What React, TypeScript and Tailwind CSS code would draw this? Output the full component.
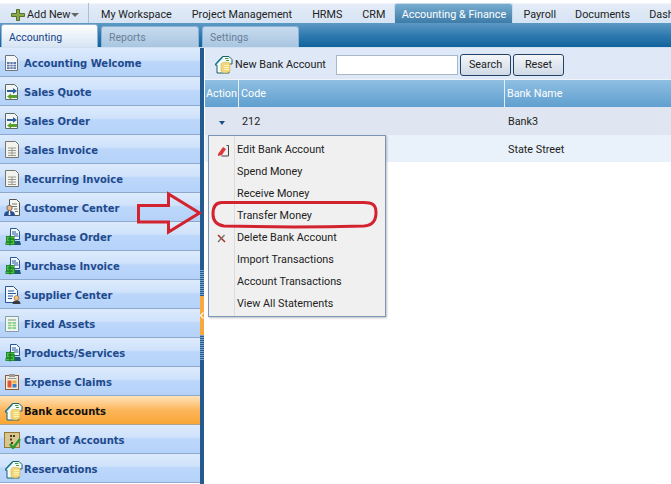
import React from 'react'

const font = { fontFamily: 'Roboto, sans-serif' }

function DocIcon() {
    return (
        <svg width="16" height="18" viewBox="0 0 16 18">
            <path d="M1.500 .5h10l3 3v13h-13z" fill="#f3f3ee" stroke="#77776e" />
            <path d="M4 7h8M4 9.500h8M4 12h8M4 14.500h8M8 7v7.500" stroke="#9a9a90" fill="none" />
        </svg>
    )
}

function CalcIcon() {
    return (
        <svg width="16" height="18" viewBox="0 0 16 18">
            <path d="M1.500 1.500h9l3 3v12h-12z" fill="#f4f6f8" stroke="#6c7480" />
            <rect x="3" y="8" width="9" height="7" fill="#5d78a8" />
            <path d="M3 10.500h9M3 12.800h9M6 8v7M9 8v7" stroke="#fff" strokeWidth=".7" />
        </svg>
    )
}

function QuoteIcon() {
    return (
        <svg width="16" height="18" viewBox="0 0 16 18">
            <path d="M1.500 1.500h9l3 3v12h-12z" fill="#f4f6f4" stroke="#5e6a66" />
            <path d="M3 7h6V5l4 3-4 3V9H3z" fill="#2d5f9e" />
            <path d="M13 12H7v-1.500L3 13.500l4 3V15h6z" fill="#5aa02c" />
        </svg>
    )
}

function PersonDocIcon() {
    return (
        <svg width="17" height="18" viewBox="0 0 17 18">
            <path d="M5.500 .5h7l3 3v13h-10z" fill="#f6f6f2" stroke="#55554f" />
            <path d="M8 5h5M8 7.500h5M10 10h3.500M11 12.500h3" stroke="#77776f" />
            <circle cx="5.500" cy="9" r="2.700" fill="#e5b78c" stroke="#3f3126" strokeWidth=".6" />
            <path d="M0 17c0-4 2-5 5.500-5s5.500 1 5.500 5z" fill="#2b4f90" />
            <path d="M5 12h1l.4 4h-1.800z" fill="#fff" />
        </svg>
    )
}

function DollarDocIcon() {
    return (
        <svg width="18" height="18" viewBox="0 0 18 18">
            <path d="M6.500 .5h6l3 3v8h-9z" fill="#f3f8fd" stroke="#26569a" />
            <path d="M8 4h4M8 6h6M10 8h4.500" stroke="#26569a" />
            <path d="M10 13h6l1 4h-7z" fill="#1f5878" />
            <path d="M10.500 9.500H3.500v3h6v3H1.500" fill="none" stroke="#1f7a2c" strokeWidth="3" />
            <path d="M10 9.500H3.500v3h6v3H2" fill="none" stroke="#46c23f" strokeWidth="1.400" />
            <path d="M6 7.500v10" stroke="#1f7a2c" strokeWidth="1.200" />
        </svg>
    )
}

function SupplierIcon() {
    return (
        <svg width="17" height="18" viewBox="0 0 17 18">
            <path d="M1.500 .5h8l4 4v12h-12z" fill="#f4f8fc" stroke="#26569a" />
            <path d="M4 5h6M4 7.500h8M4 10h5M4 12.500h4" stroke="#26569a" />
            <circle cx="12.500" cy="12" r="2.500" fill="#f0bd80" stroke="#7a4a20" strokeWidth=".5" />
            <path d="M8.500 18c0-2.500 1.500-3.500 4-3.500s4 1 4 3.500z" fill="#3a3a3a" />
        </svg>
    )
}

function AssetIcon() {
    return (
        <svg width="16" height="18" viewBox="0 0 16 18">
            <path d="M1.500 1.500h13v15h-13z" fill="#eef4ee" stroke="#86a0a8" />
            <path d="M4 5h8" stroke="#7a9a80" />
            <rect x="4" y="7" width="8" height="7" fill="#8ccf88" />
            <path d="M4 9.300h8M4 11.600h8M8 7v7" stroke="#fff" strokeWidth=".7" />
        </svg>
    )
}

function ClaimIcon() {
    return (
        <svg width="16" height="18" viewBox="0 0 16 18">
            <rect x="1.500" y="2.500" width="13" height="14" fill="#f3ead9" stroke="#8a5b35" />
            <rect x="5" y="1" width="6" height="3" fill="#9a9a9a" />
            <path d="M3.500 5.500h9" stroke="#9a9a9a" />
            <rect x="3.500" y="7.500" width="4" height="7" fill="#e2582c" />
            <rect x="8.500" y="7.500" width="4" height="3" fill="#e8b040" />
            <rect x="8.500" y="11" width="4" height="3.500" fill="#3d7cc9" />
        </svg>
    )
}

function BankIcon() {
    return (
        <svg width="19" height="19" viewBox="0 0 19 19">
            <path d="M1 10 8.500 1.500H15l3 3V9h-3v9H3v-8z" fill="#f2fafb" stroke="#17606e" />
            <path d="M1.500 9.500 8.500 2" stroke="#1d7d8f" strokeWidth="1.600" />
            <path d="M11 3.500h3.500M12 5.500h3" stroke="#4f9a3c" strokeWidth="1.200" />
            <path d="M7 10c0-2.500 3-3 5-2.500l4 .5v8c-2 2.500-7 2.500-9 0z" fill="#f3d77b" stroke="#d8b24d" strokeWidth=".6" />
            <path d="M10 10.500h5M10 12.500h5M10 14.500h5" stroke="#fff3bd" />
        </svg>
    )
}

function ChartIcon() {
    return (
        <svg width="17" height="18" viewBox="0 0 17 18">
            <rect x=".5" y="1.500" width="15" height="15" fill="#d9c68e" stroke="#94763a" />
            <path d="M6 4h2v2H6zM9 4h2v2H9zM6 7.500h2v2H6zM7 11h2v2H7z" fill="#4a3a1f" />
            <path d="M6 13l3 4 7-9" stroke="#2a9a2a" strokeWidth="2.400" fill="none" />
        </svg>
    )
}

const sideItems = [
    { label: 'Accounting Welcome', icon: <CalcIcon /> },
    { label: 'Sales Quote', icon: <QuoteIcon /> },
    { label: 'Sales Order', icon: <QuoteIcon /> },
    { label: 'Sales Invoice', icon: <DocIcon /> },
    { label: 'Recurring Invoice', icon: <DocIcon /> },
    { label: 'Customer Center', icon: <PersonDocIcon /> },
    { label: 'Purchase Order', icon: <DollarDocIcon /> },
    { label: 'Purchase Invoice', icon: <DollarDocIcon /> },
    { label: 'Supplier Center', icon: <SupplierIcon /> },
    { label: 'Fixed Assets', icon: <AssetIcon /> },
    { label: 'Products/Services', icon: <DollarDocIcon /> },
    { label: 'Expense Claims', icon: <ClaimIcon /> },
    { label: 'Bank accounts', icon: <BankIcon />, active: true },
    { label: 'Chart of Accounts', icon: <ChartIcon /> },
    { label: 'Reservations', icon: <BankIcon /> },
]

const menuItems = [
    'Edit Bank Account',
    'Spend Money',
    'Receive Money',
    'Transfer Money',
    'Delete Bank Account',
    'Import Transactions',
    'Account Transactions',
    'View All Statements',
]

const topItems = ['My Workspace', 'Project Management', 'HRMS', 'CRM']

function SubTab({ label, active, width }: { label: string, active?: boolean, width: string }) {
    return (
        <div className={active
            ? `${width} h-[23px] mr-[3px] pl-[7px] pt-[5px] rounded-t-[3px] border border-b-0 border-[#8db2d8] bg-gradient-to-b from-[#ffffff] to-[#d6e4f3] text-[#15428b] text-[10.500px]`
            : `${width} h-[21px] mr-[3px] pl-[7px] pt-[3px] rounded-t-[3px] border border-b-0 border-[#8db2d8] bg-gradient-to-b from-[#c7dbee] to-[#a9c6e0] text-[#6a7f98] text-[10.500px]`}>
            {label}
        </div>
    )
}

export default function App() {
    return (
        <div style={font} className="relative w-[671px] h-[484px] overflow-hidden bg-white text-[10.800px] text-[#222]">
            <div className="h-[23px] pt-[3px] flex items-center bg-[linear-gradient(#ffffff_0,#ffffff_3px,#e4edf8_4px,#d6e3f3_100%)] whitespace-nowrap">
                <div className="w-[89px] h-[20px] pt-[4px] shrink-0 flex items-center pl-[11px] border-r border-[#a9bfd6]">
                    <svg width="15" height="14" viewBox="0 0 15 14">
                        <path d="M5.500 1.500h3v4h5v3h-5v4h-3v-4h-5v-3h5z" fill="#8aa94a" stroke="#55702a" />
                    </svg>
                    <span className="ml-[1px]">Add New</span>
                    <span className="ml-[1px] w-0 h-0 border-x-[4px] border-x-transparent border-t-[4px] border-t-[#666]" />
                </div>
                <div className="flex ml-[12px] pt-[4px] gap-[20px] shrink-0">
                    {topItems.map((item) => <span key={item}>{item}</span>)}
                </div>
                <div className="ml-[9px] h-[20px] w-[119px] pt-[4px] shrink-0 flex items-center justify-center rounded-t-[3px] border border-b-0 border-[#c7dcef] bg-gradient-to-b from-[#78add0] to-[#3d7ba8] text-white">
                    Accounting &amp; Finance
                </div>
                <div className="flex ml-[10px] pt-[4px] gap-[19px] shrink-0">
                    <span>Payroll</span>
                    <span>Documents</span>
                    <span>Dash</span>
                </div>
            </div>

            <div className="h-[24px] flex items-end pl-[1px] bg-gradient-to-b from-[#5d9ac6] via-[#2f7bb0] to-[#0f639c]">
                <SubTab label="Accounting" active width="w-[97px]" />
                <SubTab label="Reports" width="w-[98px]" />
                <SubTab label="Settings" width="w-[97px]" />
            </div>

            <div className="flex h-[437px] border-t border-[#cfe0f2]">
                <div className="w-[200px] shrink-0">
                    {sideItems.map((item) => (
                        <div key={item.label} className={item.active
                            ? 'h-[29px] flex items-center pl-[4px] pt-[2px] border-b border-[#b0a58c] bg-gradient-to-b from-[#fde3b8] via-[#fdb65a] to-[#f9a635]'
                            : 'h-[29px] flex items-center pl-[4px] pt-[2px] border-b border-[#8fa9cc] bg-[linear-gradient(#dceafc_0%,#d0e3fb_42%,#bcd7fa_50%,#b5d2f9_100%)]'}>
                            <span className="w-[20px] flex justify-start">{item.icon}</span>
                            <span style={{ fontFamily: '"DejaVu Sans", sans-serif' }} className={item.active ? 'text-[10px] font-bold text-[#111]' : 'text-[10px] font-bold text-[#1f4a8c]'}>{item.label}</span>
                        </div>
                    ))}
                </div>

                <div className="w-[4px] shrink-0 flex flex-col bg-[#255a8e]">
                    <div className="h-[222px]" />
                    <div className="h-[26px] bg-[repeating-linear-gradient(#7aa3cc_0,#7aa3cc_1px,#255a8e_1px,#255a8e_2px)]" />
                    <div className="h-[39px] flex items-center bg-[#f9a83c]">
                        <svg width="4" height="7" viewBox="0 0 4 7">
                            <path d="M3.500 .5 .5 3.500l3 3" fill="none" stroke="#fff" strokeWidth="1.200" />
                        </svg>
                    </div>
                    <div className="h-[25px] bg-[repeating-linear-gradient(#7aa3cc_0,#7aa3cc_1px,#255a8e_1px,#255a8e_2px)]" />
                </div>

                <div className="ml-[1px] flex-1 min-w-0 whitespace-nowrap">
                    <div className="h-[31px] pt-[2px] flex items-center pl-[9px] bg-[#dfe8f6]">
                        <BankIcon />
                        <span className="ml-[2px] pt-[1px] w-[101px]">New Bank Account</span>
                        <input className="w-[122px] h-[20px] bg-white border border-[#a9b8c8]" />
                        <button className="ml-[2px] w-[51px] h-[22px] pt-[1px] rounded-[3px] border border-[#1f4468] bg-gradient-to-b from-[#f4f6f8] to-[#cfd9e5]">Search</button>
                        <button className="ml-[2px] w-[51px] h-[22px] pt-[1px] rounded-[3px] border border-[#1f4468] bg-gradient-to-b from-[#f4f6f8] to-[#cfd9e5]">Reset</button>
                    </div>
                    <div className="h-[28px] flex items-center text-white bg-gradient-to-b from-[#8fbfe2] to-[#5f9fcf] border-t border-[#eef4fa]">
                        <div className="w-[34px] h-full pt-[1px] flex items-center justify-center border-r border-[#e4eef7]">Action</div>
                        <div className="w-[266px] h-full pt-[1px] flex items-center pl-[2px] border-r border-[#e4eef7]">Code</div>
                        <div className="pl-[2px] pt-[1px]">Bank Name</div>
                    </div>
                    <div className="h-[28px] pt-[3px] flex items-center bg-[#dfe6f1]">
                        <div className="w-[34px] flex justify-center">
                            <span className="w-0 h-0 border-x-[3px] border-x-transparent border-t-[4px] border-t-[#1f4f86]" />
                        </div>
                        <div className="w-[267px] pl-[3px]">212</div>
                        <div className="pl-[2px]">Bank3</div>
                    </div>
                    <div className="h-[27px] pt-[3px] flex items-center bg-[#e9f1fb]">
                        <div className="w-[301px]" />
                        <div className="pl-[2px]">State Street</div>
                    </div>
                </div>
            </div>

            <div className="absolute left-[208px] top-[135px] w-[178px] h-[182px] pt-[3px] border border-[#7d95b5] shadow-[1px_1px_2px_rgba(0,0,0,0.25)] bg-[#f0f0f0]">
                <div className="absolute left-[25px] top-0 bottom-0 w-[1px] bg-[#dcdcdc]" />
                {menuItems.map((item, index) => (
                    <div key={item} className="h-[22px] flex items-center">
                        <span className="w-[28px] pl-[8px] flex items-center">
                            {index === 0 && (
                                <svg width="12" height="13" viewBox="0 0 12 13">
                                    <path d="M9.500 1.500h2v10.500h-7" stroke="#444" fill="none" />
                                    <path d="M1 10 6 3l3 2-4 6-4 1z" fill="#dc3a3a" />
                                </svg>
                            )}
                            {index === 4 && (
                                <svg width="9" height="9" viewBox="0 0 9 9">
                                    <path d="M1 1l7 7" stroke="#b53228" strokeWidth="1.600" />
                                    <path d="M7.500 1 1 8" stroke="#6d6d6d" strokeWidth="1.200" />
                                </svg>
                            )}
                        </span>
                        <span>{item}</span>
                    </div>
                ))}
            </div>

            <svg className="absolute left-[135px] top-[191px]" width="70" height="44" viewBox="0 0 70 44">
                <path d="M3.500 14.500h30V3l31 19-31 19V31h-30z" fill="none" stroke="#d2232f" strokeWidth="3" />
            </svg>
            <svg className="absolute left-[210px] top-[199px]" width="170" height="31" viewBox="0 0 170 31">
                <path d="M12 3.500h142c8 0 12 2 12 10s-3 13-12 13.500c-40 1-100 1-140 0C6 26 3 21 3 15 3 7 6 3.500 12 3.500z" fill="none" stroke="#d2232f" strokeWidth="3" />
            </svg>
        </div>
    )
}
□ □ □ □
Scan the material and collect every line that contains "full".

REPLY TO THE TASK:
What React, TypeScript and Tailwind CSS code would draw this? Output the full component.
                        <div className="w-[34px] h-full pt-[1px] flex items-center justify-center border-r border-[#e4eef7]">Action</div>
                        <div className="w-[266px] h-full pt-[1px] flex items-center pl-[2px] border-r border-[#e4eef7]">Code</div>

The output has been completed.